## Requirement
Report only the number of lines that hold the word "React".

## Dataset content
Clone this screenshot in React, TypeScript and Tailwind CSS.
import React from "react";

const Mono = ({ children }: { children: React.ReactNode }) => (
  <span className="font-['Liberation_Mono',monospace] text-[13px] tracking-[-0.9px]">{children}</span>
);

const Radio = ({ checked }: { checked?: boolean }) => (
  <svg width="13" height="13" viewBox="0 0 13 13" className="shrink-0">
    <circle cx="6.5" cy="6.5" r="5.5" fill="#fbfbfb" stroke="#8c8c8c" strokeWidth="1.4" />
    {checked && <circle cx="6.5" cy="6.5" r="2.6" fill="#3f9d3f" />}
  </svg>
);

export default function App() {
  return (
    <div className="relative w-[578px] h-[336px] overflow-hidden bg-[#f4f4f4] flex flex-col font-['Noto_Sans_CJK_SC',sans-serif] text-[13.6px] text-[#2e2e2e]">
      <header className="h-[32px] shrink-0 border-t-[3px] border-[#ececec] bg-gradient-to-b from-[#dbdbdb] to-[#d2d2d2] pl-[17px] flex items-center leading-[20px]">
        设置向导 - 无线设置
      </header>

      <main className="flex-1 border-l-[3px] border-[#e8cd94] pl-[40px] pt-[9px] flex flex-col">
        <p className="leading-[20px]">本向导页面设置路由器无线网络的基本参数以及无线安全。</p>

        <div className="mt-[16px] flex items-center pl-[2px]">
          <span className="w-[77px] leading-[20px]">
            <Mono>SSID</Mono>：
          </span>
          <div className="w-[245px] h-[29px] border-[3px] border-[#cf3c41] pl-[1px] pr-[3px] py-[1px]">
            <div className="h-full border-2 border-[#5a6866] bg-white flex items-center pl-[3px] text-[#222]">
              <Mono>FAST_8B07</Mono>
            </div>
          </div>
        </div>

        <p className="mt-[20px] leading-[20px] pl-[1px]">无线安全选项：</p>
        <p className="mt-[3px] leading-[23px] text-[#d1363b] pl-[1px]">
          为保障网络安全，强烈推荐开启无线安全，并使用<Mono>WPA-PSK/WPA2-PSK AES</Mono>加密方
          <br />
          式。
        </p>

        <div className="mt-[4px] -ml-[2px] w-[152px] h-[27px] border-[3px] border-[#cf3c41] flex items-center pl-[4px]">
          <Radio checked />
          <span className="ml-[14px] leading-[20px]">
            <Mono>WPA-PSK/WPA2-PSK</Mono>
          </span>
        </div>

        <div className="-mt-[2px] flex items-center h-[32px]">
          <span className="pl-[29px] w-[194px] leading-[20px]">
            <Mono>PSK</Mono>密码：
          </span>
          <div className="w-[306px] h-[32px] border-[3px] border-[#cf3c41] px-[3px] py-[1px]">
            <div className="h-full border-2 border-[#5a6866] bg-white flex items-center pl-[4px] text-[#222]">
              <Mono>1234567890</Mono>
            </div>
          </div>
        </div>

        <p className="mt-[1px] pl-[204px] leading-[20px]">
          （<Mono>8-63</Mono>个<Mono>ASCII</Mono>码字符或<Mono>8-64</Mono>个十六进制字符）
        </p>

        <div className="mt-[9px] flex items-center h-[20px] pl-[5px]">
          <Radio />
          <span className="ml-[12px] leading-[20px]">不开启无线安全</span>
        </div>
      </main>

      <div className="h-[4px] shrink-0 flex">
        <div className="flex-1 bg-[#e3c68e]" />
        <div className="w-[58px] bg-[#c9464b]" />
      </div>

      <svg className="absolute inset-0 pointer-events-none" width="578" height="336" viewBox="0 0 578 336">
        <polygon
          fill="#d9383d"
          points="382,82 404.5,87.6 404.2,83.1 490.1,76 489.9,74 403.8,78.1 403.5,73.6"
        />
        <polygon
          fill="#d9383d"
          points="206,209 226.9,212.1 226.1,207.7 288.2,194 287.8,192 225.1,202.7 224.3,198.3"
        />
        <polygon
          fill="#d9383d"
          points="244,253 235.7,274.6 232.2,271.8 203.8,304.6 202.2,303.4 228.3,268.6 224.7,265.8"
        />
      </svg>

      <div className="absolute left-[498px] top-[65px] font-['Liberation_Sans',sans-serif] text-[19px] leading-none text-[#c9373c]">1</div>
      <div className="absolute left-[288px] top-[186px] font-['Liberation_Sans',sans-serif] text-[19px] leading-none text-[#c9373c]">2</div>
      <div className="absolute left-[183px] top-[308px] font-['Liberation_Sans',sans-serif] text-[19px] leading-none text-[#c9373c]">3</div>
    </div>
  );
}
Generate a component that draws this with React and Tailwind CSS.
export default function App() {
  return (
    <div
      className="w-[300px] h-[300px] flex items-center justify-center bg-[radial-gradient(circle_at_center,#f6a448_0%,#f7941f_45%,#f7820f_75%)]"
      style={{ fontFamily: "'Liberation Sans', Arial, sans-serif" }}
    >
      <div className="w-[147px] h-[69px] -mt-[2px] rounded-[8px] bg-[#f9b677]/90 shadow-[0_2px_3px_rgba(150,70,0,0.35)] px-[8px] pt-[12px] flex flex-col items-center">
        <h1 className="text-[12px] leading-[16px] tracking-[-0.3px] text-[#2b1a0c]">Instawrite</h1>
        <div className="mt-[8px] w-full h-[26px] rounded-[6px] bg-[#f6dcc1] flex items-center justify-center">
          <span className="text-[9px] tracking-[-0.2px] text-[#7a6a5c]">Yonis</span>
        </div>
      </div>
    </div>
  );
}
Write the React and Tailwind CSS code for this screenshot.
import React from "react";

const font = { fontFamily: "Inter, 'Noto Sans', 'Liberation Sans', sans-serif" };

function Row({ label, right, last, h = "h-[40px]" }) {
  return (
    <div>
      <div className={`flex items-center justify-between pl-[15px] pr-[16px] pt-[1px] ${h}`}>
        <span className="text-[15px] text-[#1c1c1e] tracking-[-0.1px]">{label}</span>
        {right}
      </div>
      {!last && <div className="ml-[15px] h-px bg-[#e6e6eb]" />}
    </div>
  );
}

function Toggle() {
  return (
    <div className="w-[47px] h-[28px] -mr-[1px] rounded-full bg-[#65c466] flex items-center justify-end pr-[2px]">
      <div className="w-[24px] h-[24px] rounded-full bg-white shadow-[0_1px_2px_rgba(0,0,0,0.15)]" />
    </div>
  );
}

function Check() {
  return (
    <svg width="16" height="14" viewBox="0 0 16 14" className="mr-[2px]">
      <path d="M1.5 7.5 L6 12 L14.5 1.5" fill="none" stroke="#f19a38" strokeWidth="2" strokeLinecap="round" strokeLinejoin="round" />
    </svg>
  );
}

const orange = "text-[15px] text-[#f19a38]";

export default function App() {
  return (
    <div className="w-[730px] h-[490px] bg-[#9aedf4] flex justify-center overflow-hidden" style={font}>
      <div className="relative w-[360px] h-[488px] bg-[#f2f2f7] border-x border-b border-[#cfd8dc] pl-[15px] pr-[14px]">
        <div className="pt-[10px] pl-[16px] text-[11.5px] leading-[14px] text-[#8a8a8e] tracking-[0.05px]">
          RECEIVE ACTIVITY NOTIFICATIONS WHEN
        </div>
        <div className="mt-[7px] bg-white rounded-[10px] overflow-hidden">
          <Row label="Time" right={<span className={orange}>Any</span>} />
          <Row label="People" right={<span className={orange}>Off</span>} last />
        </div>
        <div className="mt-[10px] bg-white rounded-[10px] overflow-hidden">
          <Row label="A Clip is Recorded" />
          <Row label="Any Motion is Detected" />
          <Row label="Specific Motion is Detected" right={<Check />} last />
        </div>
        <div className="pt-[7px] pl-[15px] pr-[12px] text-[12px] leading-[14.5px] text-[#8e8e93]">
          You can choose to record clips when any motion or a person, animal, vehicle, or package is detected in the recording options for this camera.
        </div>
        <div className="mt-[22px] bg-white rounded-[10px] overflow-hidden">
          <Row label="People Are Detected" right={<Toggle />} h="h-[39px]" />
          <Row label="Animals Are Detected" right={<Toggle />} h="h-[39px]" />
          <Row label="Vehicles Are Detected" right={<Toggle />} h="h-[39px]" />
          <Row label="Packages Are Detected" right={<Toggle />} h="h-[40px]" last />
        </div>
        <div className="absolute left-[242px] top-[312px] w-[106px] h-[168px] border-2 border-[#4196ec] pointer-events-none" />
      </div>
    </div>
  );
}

---

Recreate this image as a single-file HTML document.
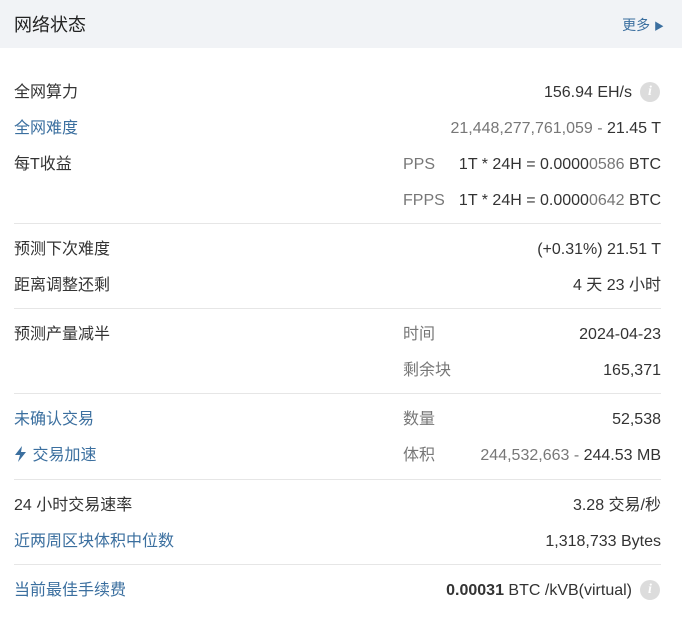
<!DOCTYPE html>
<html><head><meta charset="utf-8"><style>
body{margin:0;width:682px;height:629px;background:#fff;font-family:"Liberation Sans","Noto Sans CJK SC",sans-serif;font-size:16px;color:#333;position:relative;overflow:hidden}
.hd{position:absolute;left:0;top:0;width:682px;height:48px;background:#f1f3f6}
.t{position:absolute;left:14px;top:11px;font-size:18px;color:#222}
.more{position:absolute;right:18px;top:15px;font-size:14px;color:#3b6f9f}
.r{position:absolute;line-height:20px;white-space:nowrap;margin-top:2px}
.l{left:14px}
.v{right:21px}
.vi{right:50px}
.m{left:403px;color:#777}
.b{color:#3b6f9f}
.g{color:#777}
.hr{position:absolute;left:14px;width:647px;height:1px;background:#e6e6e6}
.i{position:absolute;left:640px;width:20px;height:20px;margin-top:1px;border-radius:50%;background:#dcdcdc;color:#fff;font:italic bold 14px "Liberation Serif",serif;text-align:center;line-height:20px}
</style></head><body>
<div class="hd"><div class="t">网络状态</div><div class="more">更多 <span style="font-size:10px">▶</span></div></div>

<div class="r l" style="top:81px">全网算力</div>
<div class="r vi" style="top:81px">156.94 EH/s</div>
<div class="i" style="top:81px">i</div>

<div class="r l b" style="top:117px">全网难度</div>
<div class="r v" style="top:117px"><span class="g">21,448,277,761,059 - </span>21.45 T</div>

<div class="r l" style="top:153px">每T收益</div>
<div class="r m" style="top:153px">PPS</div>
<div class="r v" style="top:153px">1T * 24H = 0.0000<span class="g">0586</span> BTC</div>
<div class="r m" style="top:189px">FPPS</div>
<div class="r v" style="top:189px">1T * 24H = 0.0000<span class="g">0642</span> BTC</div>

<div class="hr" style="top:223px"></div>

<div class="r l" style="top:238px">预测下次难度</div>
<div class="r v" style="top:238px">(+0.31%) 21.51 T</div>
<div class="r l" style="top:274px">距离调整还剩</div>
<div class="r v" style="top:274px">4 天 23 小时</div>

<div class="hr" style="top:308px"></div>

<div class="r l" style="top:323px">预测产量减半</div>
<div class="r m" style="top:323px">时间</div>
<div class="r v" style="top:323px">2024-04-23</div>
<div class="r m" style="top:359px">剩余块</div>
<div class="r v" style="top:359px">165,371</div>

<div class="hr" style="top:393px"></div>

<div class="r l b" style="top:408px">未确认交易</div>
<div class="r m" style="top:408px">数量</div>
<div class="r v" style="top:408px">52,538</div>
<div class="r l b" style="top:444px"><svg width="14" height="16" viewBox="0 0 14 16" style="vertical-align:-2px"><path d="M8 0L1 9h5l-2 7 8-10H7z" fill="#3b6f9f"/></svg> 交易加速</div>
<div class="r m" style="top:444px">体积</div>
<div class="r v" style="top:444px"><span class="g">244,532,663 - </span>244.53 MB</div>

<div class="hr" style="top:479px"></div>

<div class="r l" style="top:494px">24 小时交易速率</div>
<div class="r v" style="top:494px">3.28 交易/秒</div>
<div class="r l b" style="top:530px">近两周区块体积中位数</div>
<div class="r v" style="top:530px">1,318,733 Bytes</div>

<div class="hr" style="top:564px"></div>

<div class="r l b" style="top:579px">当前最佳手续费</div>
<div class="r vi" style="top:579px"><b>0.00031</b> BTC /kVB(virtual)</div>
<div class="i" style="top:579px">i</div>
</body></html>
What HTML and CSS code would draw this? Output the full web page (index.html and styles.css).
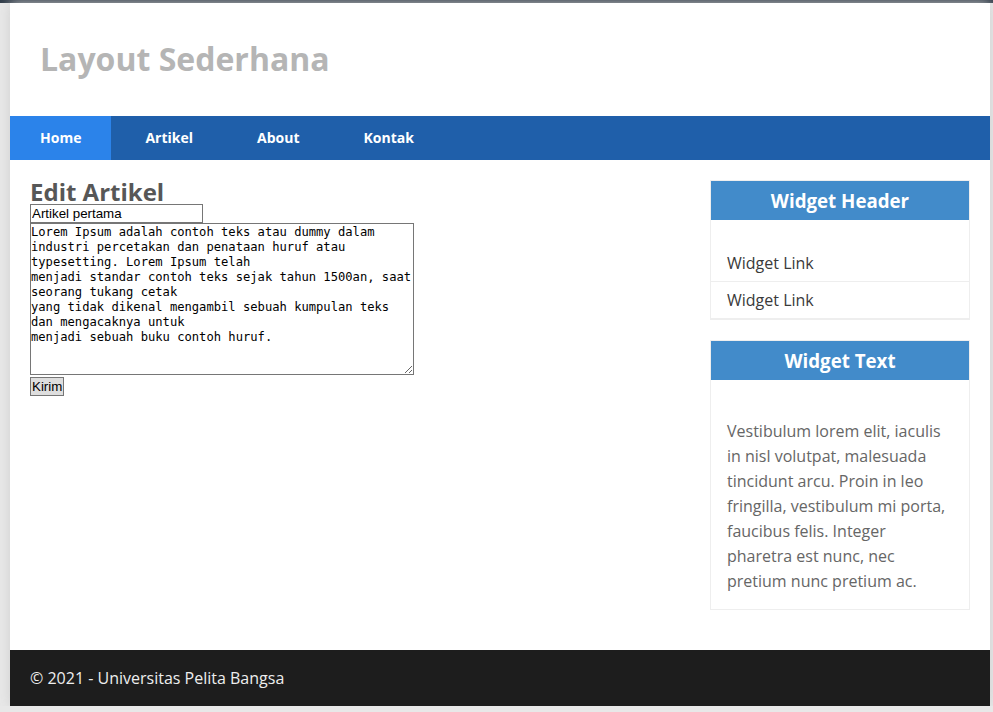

## Result of the exercise
6